Saturday, January 19, 2013

Apache Hadoop

Apache Hadoop is an open source Java framework for processing large amount of distributed data.Hadoop is a Yahoo! initiated project to enable processing of very large data sets in a cost effective way.
It is based on Google's MapReduce algorithm which is a parallel and distributed solution approach for processing large datasets. MapReduce is utilized by Google and Yahoo for their websearch.Using MapReduce,data is transformed into a set of Key/Value pairs and later these are aggregated to provide the search results.
Data in Hadoop is broken down into smaller blocks and distributed throughout the cluster.This aids to execute the MapReduce functions on smaller subsets of the large data set.Apart from Java,Hadoop also provides linker for  C++ ,Perl,etc.

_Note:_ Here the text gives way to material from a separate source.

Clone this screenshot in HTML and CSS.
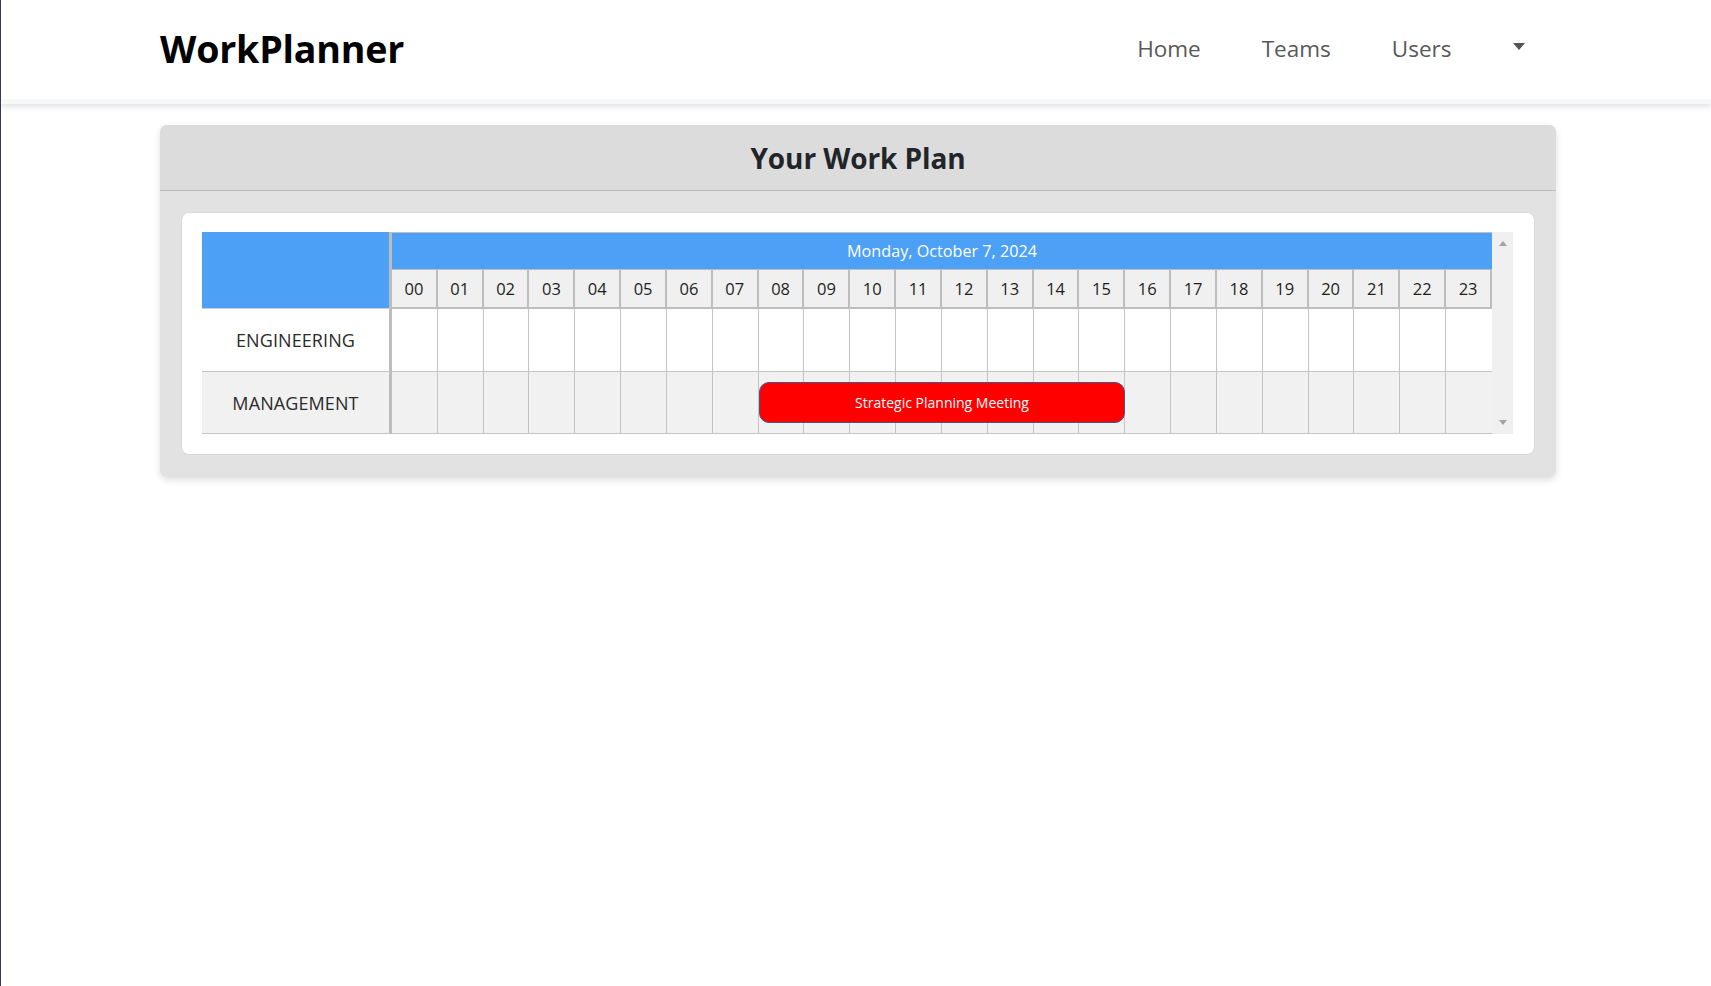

Hadoop is ideal for storing large amounts of data, like terabytes and petabytes.The Hadoop Distributed File System(HDFS) is employed as the storage system which is highly fault-tolerant and is designed to be deployed on low-cost hardware.It manages storage on the cluster by breaking incoming data into pieces, called “blocks,” and storing each of the blocks redundantly across the pool of servers. By default,
HDFS stores three complete copies of each file by copying each piece to three different servers but the number of copies is configurable.
Hadoop is very flexible,scalable  and can process large amount of data in parallel .This can be deployed on large clusters of commodity hardware,hence it is very cost effective.
Its ideal to use Hadoop  when there is a need to analyze enormous amount of information to understand the usage pattern and to predict demand.